Using Bulk Copy API for batch insert operation is supported starting from JDBC driver preview release 6.5.4. This feature allows the users to utilize Bulk Copy API underneath when executing batch insert operations against Azure Data Warehouses, which improves the performance significantly. This feature aims to achieve the performance improvement while inserting the same data as the driver would have with regular batch insert operation, by parsing the user's SQL Query and leveraging the Bulk Copy API in lieu of the usual batch insert operation. This page shows various ways to enable the Bulk Copy API for batch insert feature, as well as its limitations. This page contains a small sample code at the end that demonstrates a usage and the performance increase as well.

This feature is only applicable to PreparedStatement and CallableStatement's executeBatch & executeLargeBatch APIs.

Prerequisites

There are two prerequisites to enable Bulk Copy API for batch insert.

  1. The server must be Azure Data Warehouse.
  2. The query must be an insert query (the query may contain comments, but the query must start with the INSERT keyword for this feature to come into effect).

Enabling Bulk Copy API for batch insert

There are three ways to enable Bulk Copy API for batch insert.

1. Enabling with connection property:

Adding useBulkCopyForBatchInsert=true; to the connection string enables this feature.

connection = DriverManager.getConnection("jdbc:sqlserver://localhost;userName=user;password=password;database=test;useBulkCopyForBatchInsert=true;");

2. Enabling with setUseBulkCopyForBatchInsert() method from SQLServerConnection object:

Calling SQLServerConnection.setUseBulkCopyForBatchInsert(true) enables this feature.

SQLServerConnection.getUseBulkCopyForBatchInsert() retrieves the current value for useBulkCopyForBatchInsert connection property.

Note that the value for useBulkCopyForBatchInsert stays constant for each PreparedStatement at the time of its initialization, and subsequent calls to SQLServerConnection.setUseBulkCopyForBatchInsert() will not affect the already created PreparedStatement with regard to the value for useBulkCopyForBatchInsert.
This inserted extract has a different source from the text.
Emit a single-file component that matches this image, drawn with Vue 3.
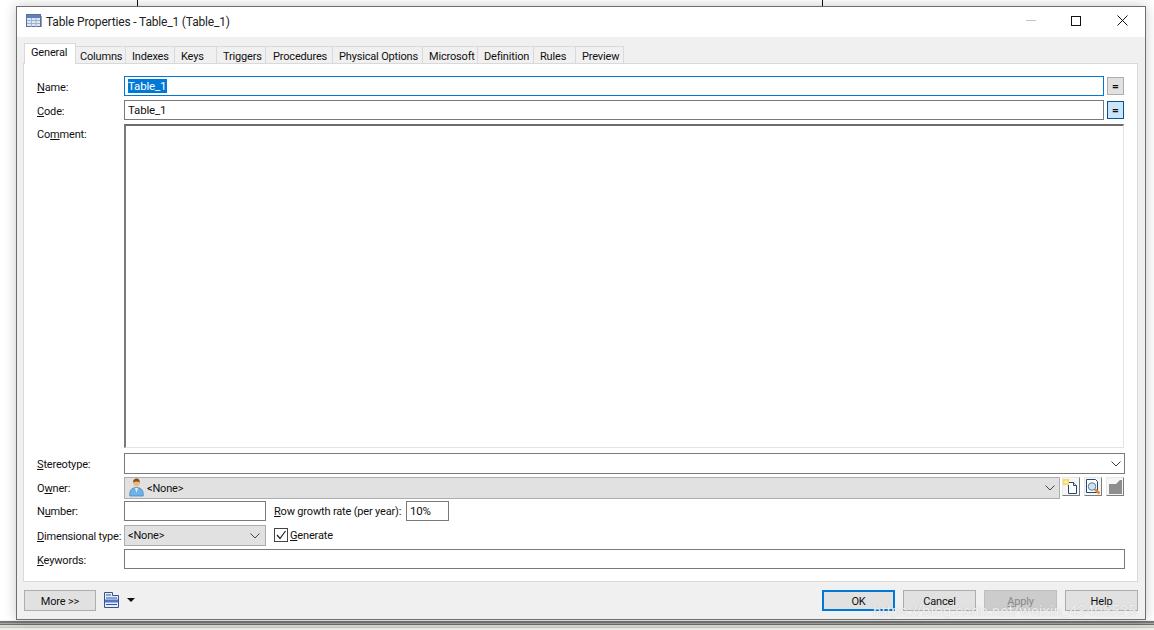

3. Enabling with setUseBulkCopyForBatchInsert() method from SQLServerDataSource object:

Similar to above, but using SQLServerDataSource to create a SQLServerConnection object. Both methods achieve the same result.

Limitations

There are currently these limitations that apply to this feature.
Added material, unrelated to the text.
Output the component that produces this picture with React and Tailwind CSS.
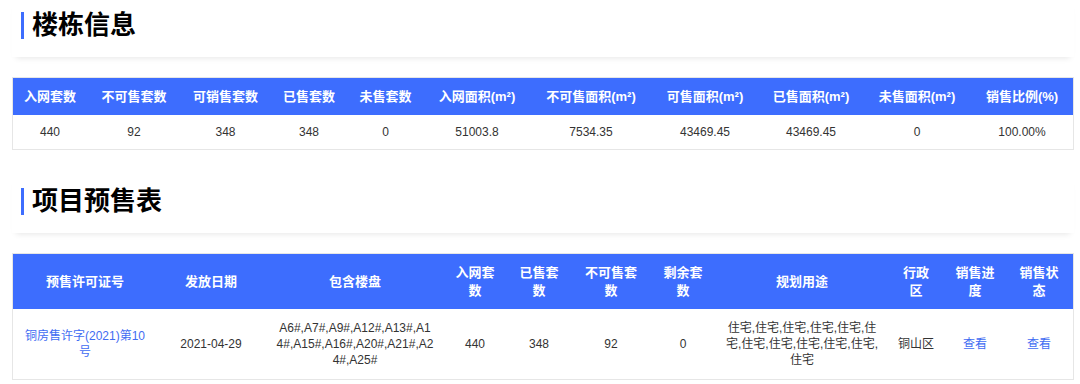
const FONT = "font-['Liberation_Sans','Noto_Sans_CJK_SC',sans-serif]"

const buildingCols = [74, 94, 89, 78, 75, 108, 120, 108, 104, 108, 102]
const buildingHead = ['入网套数', '不可售套数', '可销售套数', '已售套数', '未售套数', '入网面积(m²)', '不可售面积(m²)', '可售面积(m²)', '已售面积(m²)', '未售面积(m²)', '销售比例(%)']
const buildingRow = ['440', '92', '348', '348', '0', '51003.8', '7534.35', '43469.45', '43469.45', '0', '100.00%']

const presaleCols = [144, 108, 180, 60, 68, 76, 68, 170, 58, 60, 68]

function SectionTitle({ children }) {
  return (
    <div className="h-[57px] pt-[12px] pl-[9px] bg-white shadow-[0_5px_6px_-4px_rgba(0,0,0,0.10)]">
      <div className="flex items-center h-[27px]">
        <span className="w-[3px] h-[27px] bg-[#3d6dfe]" />
        <h2 className="ml-[8px] text-[26px] leading-[27px] font-bold text-black">{children}</h2>
      </div>
    </div>
  )
}

export default function App() {
  return (
    <div className={`min-h-screen bg-white pl-[12px] pr-[6px] ${FONT}`}>
      {/* 楼栋信息 */}
      <SectionTitle>楼栋信息</SectionTitle>
      <div className="mt-[20px] border border-[#e6e6e6]">
        <table className="w-full table-fixed border-collapse">
          <colgroup>
            {buildingCols.map((w, i) => <col key={i} style={{ width: w }} />)}
          </colgroup>
          <thead>
            <tr className="h-[37px] bg-[#3d6dfe]">
              {buildingHead.map((h) => (
                <th key={h} className="p-0 text-[13px] font-bold text-white text-center whitespace-nowrap">{h}</th>
              ))}
            </tr>
          </thead>
          <tbody>
            <tr className="h-[34px]">
              {buildingRow.map((v, i) => (
                <td key={i} className="p-0 text-[12px] text-[#333] text-center">{v}</td>
              ))}
            </tr>
          </tbody>
        </table>
      </div>

      {/* 项目预售表 */}
      <div className="mt-[26px]">
        <SectionTitle>项目预售表</SectionTitle>
      </div>
      <div className="mt-[20px] border border-[#e6e6e6]">
        <table className="w-full table-fixed border-collapse">
          <colgroup>
            {presaleCols.map((w, i) => <col key={i} style={{ width: w }} />)}
          </colgroup>
          <thead>
            <tr className="h-[55px] bg-[#3d6dfe] text-[13px] leading-[18px] font-bold text-white text-center">
              <th className="px-[10px]">预售许可证号</th>
              <th className="px-[10px]">发放日期</th>
              <th className="px-[10px]">包含楼盘</th>
              <th className="px-[10px]">入网套数</th>
              <th className="px-[10px]">已售套数</th>
              <th className="px-[10px]">不可售套数</th>
              <th className="px-[10px]">剩余套数</th>
              <th className="px-[7px]">规划用途</th>
              <th className="px-[10px]">行政区</th>
              <th className="px-[10px]">销售进度</th>
              <th className="px-[10px]">销售状态</th>
            </tr>
          </thead>
          <tbody>
            <tr className="h-[70px] text-[12px] leading-[16px] text-[#333] text-center">
              <td className="px-[10px] text-[#3f6cf2]">铜房售许字(2021)第10号</td>
              <td className="px-[10px]">2021-04-29</td>
              <td className="px-[11.25px] break-all">A6#,A7#,A9#,A12#,A13#,A14#,A15#,A16#,A20#,A21#,A24#,A25#</td>
              <td className="px-[10px]">440</td>
              <td className="px-[10px]">348</td>
              <td className="px-[10px]">92</td>
              <td className="px-[10px]">0</td>
              <td className="px-[7px]">住宅,住宅,住宅,住宅,住宅,住宅,住宅,住宅,住宅,住宅,住宅,住宅</td>
              <td className="px-[10px]">铜山区</td>
              <td className="px-[10px] text-[#3f6cf2] cursor-pointer">查看</td>
              <td className="px-[10px] text-[#3f6cf2] cursor-pointer">查看</td>
            </tr>
          </tbody>
        </table>
      </div>
    </div>
  )
}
  1. Insert queries that contain non-parameterized values (e.g. INSERT INTO TABLE VALUES (?, 2)) are not supported. Wildcards (?) are the only supported parameters for this function.
  2. Insert queries that contain INSERT-SELECT expressions (e.g. INSERT INTO TABLE SELECT * FROM TABLE2) are not supported.
  3. Insert queries that contain multiple VALUE expressions (e.g. INSERT INTO TABLE VALUES (1, 2) (3, 4)) are not supported.
  4. Insert queries that are followed by the OPTION clause, joined with multiple tables, or followed by another query are not supported.
  5. Due to the limitations of Bulk Copy API, MONEY, SMALLMONEY, DATE, DATETIME, DATETIMEOFFSET, SMALLDATETIME, TIME, GEOMETRY, and GEOGRAPHY data types, are currently not supported for this feature.
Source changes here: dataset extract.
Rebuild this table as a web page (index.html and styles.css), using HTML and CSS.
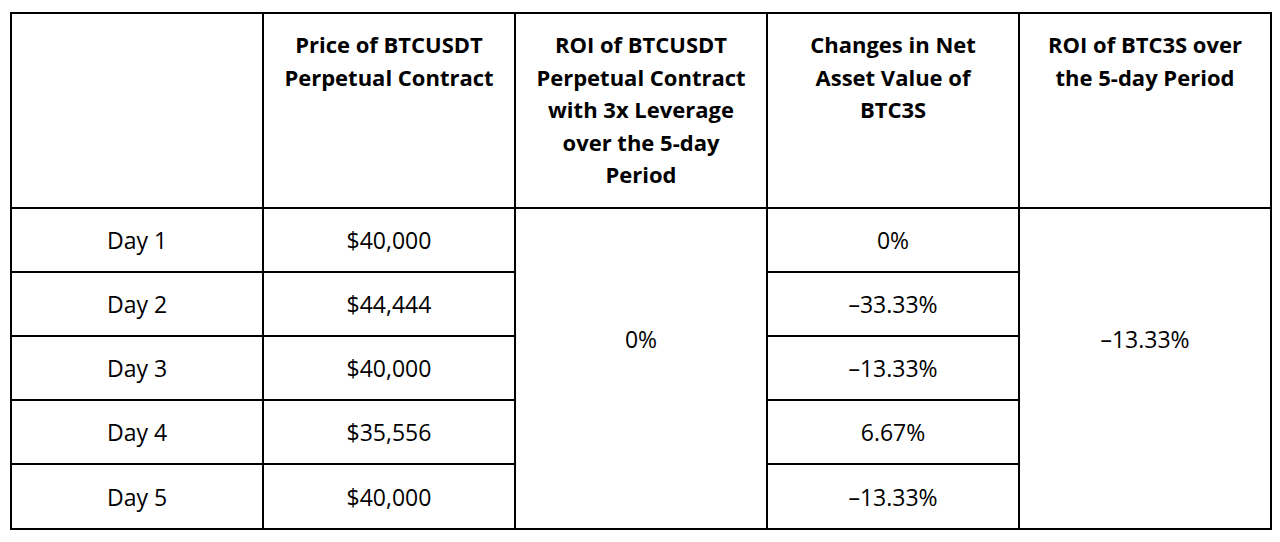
FILE: index.html
```html
<!DOCTYPE html>
<html>
<head>
<meta charset="utf-8">
<link rel="stylesheet" href="styles.css">
</head>
<body>
<table class="grid">
  <colgroup>
    <col class="c"><col class="c"><col class="c"><col class="c"><col class="c">
  </colgroup>
  <thead>
    <tr class="head">
      <th></th>
      <th>Price of BTCUSDT<br>Perpetual Contract</th>
      <th>ROI of BTCUSDT<br>Perpetual Contract<br>with 3x Leverage<br>over the 5-day<br>Period</th>
      <th>Changes in Net<br>Asset Value of<br>BTC3S</th>
      <th>ROI of BTC3S over<br>the 5-day Period</th>
    </tr>
  </thead>
  <tbody>
    <tr class="r">
      <td>Day 1</td>
      <td>$40,000</td>
      <td rowspan="5" class="merged">0%</td>
      <td>0%</td>
      <td rowspan="5" class="merged">–13.33%</td>
    </tr>
    <tr class="r">
      <td>Day 2</td>
      <td>$44,444</td>
      <td>–33.33%</td>
    </tr>
    <tr class="r">
      <td>Day 3</td>
      <td>$40,000</td>
      <td>–13.33%</td>
    </tr>
    <tr class="r">
      <td>Day 4</td>
      <td>$35,556</td>
      <td>6.67%</td>
    </tr>
    <tr class="r last">
      <td>Day 5</td>
      <td>$40,000</td>
      <td>–13.33%</td>
    </tr>
  </tbody>
</table>
</body>
</html>
```

FILE: styles.css
```css
html, body {
  margin: 0;
  padding: 0;
  background: #ffffff;
}
body {
  padding: 12px 0 0 10px;
  font-family: "Open Sans", Lato, sans-serif;
  color: #000000;
}
.grid {
  border-collapse: collapse;
  table-layout: fixed;
  width: 1260px;
}
.c {
  width: 252px;
}
.grid th,
.grid td {
  border: 2px solid #000000;
  text-align: center;
  padding: 0;
}
.grid th {
  height: 195px;
  vertical-align: top;
  font-weight: 700;
  font-size: 22px;
  line-height: 32.5px;
  padding: 14px 6px 0;
  box-sizing: border-box;
  white-space: nowrap;
}
.grid td {
  height: 64px;
  vertical-align: middle;
  font-size: 23px;
  box-sizing: border-box;
}
.grid tr.last td {
  height: 65px;
}
.grid td.merged {
  padding-bottom: 60px;
}
```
If the query fails due to non-SQL server related errors, the driver will log the error message and fallback to the original logic for batch insert.

Example

Below is an example code that demonstrates the use case for a batch insert operation against Azure DW of a thousand rows, for both (regular vs Bulk Copy API) scenarios.

      public static void main(String[] args) throws Exception
      {
          Class.forName("com.microsoft.sqlserver.jdbc.SQLServerDriver");
          String tableName = "batchTest";
          String tableNameBulkCopyAPI = "batchTestBulk";
          
          try (Connection con = DriverManager.getConnection(azureDWconnectionUrl); // connects to an Azure Data Warehouse.
                  Statement stmt = con.createStatement();
                  PreparedStatement pstmt = con.prepareStatement("insert into " + tableName + " values (?, ?)");) { 
              
              String dropSql = "if exists (select * from dbo.sysobjects where id = object_id(N'[dbo].[" + tableName + "]') and OBJECTPROPERTY(id, N'IsUserTable') = 1) DROP TABLE [" + tableName + "]";
              stmt.execute(dropSql);
              
              String createSql = "create table " + tableName + " (c1 int, c2 varchar(20))";
              stmt.execute(createSql);
              
              System.out.println("Starting batch operation using regular batch insert operation.");
              long start = System.currentTimeMillis();
              for (int i = 0; i < 1000; i++) {
                  pstmt.setInt(1, i);
                  pstmt.setString(2, "test" + i);
                  pstmt.addBatch();
              }
              pstmt.executeBatch();
              
              long end = System.currentTimeMillis();
              
              System.out.println("Finished. Time taken : " + (end - start) + " milliseconds.");
          }
          
          try (Connection con = DriverManager.getConnection(azureDWconnectionUrl + ";useBulkCopyForBatchInsert=true"); // connects to an Azure Data Warehouse, with useBulkCopyForBatchInsert connection property set to true.
                  Statement stmt = con.createStatement();
                  PreparedStatement pstmt = con.prepareStatement("insert into " + tableNameBulkCopyAPI + " values (?, ?)");) { 
              
              String dropSql = "if exists (select * from dbo.sysobjects where id = object_id(N'[dbo].[" + tableNameBulkCopyAPI + "]') and OBJECTPROPERTY(id, N'IsUserTable') = 1) DROP TABLE [" + tableNameBulkCopyAPI + "]";
              stmt.execute(dropSql);
              
              String createSql = "create table " + tableNameBulkCopyAPI + " (c1 int, c2 varchar(20))";
              stmt.execute(createSql);
              
              System.out.println("Starting batch operation using Bulk Copy API.");
              long start = System.currentTimeMillis();
              for (int i = 0; i < 1000; i++) {
                  pstmt.setInt(1, i);
                  pstmt.setString(2, "test" + i);
                  pstmt.addBatch();
              }
              pstmt.executeBatch();
              
              long end = System.currentTimeMillis();
              
              System.out.println("Finished. Time taken : " + (end - start) + " milliseconds.");
          }
      }

Result:

Starting batch operation using regular batch insert operation.
Finished. Time taken : 104132 milliseconds.
Starting batch operation using Bulk Copy API.
Finished. Time taken : 1058 milliseconds.